[Top][All Lists]
[Date Prev][Date Next][Thread Prev][Thread Next][Date Index][Thread Index]
Re: [Gnu-arch-users] Slow inventories on large source trees
From: |
Tom Lord |
Subject: |
Re: [Gnu-arch-users] Slow inventories on large source trees |
Date: |
Wed, 21 Apr 2004 11:42:39 -0700 (PDT) |
> From: Aaron Bentley <address@hidden>
> > 1) measure the speed of GNU `find' on this tree with
> > find . '!' -uid 0
> > (I'm assuming that root does not own any files in this tree. The
> > find expression is to force `find' to stat files.)
> Is that necessary? With names tagging, it shouldn't need to stat
> anything, should it?
Yes, it's necessary. `find' can sometimes get by with just a `chdir'
that might fail but `inventory' can not.
> [other message]
> It's calling filename_matches 89750 times -- about 21 times per file in
> the Wine tree, so I suspect that can be reduced, hopefully to single
digits.
You elsewhere mentioned that that's a `changes' profile, not
`inventory' -- so you're counting _2_ inventories. The actual
average is about 10.5 times per file.
You elsewhere mentioned something about ~230 .arch-inventory files, so
I'm assumeing nearly every directory has one.
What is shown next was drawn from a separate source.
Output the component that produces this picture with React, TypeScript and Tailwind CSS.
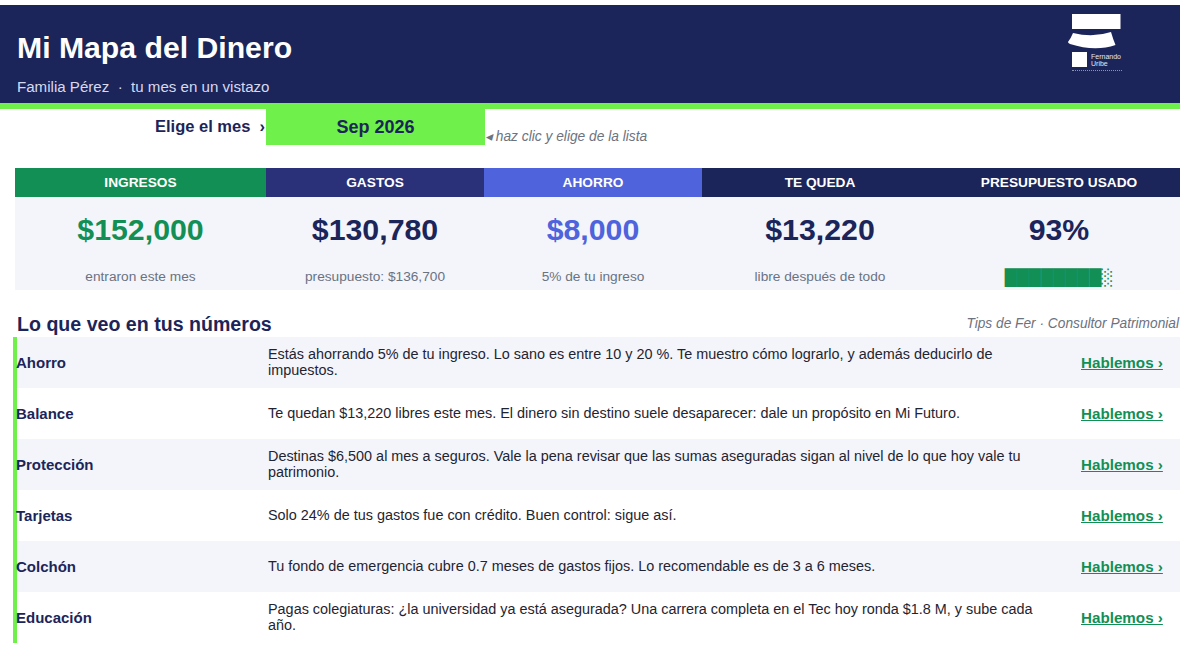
const kpis = [
  { label: "INGRESOS", head: "bg-[#128f55]", value: "$152,000", color: "text-[#128f55]", note: "entraron este mes" },
  { label: "GASTOS", head: "bg-[#2a3178]", value: "$130,780", color: "text-[#1c2559]", note: "presupuesto: $136,700" },
  { label: "AHORRO", head: "bg-[#4e63dc]", value: "$8,000", color: "text-[#4e63dc]", note: "5% de tu ingreso" },
  { label: "TE QUEDA", head: "bg-[#1c2559]", value: "$13,220", color: "text-[#1c2559]", note: "libre después de todo" },
  { label: "PRESUPUESTO USADO", head: "bg-[#1c2559]", value: "93%", color: "text-[#1c2559]", note: "" },
];

const tips = [
  { title: "Ahorro", text: "Estás ahorrando 5% de tu ingreso. Lo sano es entre 10 y 20 %. Te muestro cómo lograrlo, y además deducirlo de impuestos." },
  { title: "Balance", text: "Te quedan $13,220 libres este mes. El dinero sin destino suele desaparecer: dale un propósito en Mi Futuro." },
  { title: "Protección", text: "Destinas $6,500 al mes a seguros. Vale la pena revisar que las sumas aseguradas sigan al nivel de lo que hoy vale tu patrimonio." },
  { title: "Tarjetas", text: "Solo 24% de tus gastos fue con crédito. Buen control: sigue así." },
  { title: "Colchón", text: "Tu fondo de emergencia cubre 0.7 meses de gastos fijos. Lo recomendable es de 3 a 6 meses." },
  { title: "Educación", text: "Pagas colegiaturas: ¿la universidad ya está asegurada? Una carrera completa en el Tec hoy ronda $1.8 M, y sube cada año." },
];

function Logo() {
  return (
    <div className="flex w-[50px] flex-col">
      <svg width="50" height="38" viewBox="0 0 50 38" className="overflow-visible" aria-hidden="true">
        <rect x="1" y="0" width="48.5" height="15" fill="#fff" />
        <path d="M2 19 Q22 24 40 18 Q42 25 44.5 31 Q24 38 -1 30 Q-3 29 -3 28 Q0 24 2 19 Z" fill="#fff" />
      </svg>
      <div className="flex items-center gap-[4px] pl-[1px]">
        <div className="h-[15px] w-[16px] bg-white" />
        <div className="text-[7px] leading-[7px] text-[#e4e6f0]">
          Fernando
          <br />
          Uribe
        </div>
      </div>
      <div className="mt-[3px] ml-[1px] h-[1px] w-[50px] border-t border-dotted border-white/50" />
    </div>
  );
}

export default function App() {
  return (
    <div className="h-[645px] w-[1182px] overflow-hidden bg-white pt-[5px] pr-[2px] font-['Liberation_Sans',Arial,sans-serif]">
      <header className="flex h-[98px] justify-between bg-[#1c2559] pt-[9px] pr-[59px] pl-[17px]">
        <div>
          <h1 className="mt-[14px] text-[30.2px] leading-[40px] font-bold text-white">Mi Mapa del Dinero</h1>
          <p className="mt-[10px] text-[15.1px] leading-[18px] text-[#d6daf0]">Familia Pérez &nbsp;·&nbsp; tu mes en un vistazo</p>
        </div>
        <Logo />
      </header>
      <div className="h-[6px] bg-[#6ff04a]" />

      <div className="flex h-[36px]">
        <div className="flex w-[266px] items-center justify-end pr-[1px] pb-[1px] text-[16.5px] font-bold text-[#1c2559]">Elige el mes &nbsp;›</div>
        <div className="flex w-[219px] items-center justify-center bg-[#6ff04a] text-[18px] font-bold text-[#1c2559]">Sep 2026</div>
        <div className="flex items-end text-[13.75px] leading-[17px] text-[#6b7280] italic">◂ haz clic y elige de la lista</div>
      </div>

      <div className="mt-[23px] ml-[15px] grid grid-cols-[251px_218px_218px_236px_242px]">
        {kpis.map((kpi) => (
          <div key={kpi.label} className="flex flex-col items-center bg-[#f3f5fb]">
            <div className={`flex h-[29px] w-full items-center justify-center pt-[1px] text-[13.7px] font-bold text-white ${kpi.head}`}>{kpi.label}</div>
            <div className={`mt-[14px] text-[30.3px] leading-[37px] font-bold ${kpi.color}`}>{kpi.value}</div>
            <div className="mt-[13px] flex h-[29px] items-start pt-[7px] text-[13.7px] leading-[18px] text-[#6b7280]">
              {kpi.note || <span className="mt-[-2px] font-['DejaVu_Sans',sans-serif] text-[15.7px] leading-[23px] text-[#128f55]">████████░</span>}
            </div>
          </div>
        ))}
      </div>

      <div className="mt-[22px] ml-[17px] flex h-[25px] items-center justify-between pr-[1px]">
        <h2 className="text-[19.6px] font-bold text-[#1c2559]">Lo que veo en tus números</h2>
        <span className="text-[13.72px] text-[#6b7280] italic">Tips de Fer · Consultor Patrimonial</span>
      </div>

      <div className="ml-[13px] border-l-4 border-[#6ff04a]">
        {tips.map((tip, i) => (
          <div key={tip.title} className={`grid h-[51px] grid-cols-[251px_780px_1fr] items-center ${i % 2 === 0 ? "bg-[#f3f5fb]" : "bg-white"}`}>
            <div className="-ml-[1px] pt-[1px] text-[15px] font-bold text-[#1c2559]">{tip.title}</div>
            <div className="pb-[2px] text-[14.42px] leading-[16px] text-[#1f2430]">{tip.text}</div>
            <a className="pt-[1px] pl-[33px] text-[15.2px] font-bold whitespace-nowrap text-[#128f55] underline">Hablemos ›</a>
          </div>
        ))}
      </div>
    </div>
  );
}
Currently, the tests performed by a traversal during `changes', for a
directory containing a .arch-inv file is:
is it a control file?
(_NOT_ is it user-defined exclude?)
is it .arch-inv junk?
is it .arch-inv backup?
is it .arch-inv precious?
is it .arch-inv unrec?
is it .arch-inv junk?
is it .arch-inv source?
is it junk?
is it backup?
is it precious?
is it unrec?
is it source?
That's 12 per file except it's truncated for non-source files and
fewer for dirs lacking .arch-inventory. So, 10.5 makes perfect sense.
The last five calls can be replaced with a single call.
The six .arch-inv calls can be replaced with a single call.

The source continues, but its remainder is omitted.